Migrant workers are vital to the success of Scotland’s food and farming industry, according to a new report released by the Scottish Government.
Despite an extra 15,000 visas being available through the UK Government’s seasonal workers scheme, a lack of pickers is still a concern.
This year, 45,000 people will be able to work in the agriculture and poultry industries but the Scottish Government claims the sector needs 70,000 migrant workers to meet demand across the whole UK.
Farmers in Scotland say they are struggling to recover from three difficult years of dealing with the impact of Covid, Brexit and the war in Ukraine.
Furthermore, soft fruit farmers are producing fewer berries as they feel the squeeze of rising costs and falling profits.
Iain Brown, horticulture chair of NFU Scotland, said, “Labour costs are up, energy costs are up, fertiliser costs are up, everything is up and we’re not getting a sustainable return from the retailer.”

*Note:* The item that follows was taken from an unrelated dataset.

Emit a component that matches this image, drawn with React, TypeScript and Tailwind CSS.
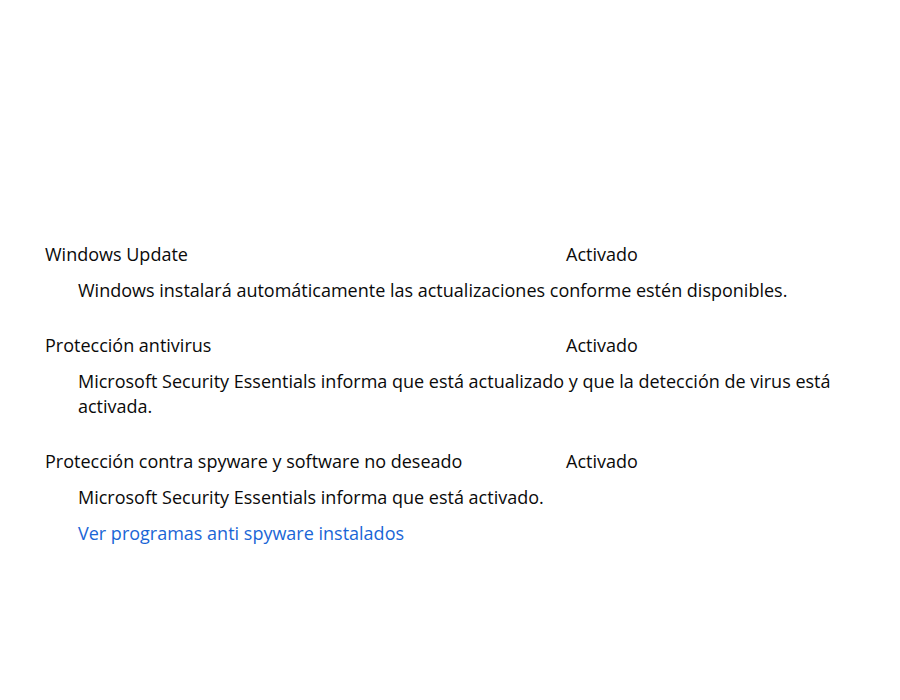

Mr Brown, who farms at Easter Grangemuir in Pittenweem, Fife, produced 750 tonnes of strawberries last year but with margins being cut, he will grow 150 fewer tonnes this year.
“On the back of three difficult years, people are now making decisions this year for 2024 and they are questioning they’re commitment to fruit growing,” he said.
“There are a number of structures with fellow growers that are empty and there’s no production coming from those structures this year. If they’re not making money, they’re not going to grow the crop.”
Mr Brown relies on migrant workers to pick and pack his produce, with pickers returning year-on-year seen as crucial for the industry.
Monika Sawa arrived from Poland last week to pick Scottish strawberries. She has been returning to Easter Grangemuir for the last four years.
“I like working here, I like picking, I like packing. It’s good job,” she said. “I learned to pick here. People are friendly and so I like to come back each year.”
Ms Sawa is one of 9,000 migrant workers needed to work on Scottish farms this year.
A report by the Scottish Government shows they are vital to the agricultural industry. Around half of those working on farms in Scotland are returnees.
On average they’re paid £10.22 an hour, with each spending £62 a week on accommodation.
Rural affairs secretary Mairi Gougeon said: “Particularly in our fruit and vegetable sectors, which aren’t heavily mechanised, we really need that hands-on labour to help us with the harvesting of these crops, so they play a vital role in the sustainability of this really important industry for Scotland.”
Around 70% of seasonal workers at Easter Grangemuir are from Romania and Bulgaria.
Farm manager Nicoleta Descultu is one of them. She has been in Scotland for 12 years and calls the country home.
She oversees workers, with some coming from as far as Uzbekistan.
“We had them last year and they were good workers for us and we would like them to return and we just hope, we send our invitation and just hope for them to return,” she said.
“They already know what our expectations are, we know their expectations, they’ve already been trained, they are already familiar with our environment and what we are doing here.”
Salaries account for 60% of this farm’s costs and while the price of a punnet of berries has gone up, growers are not seeing any more cash for their crops.
They say without a bigger slice of the profits, the amount of fruit planted will continue to be cut – meaning less berries to buy and more empty shelves.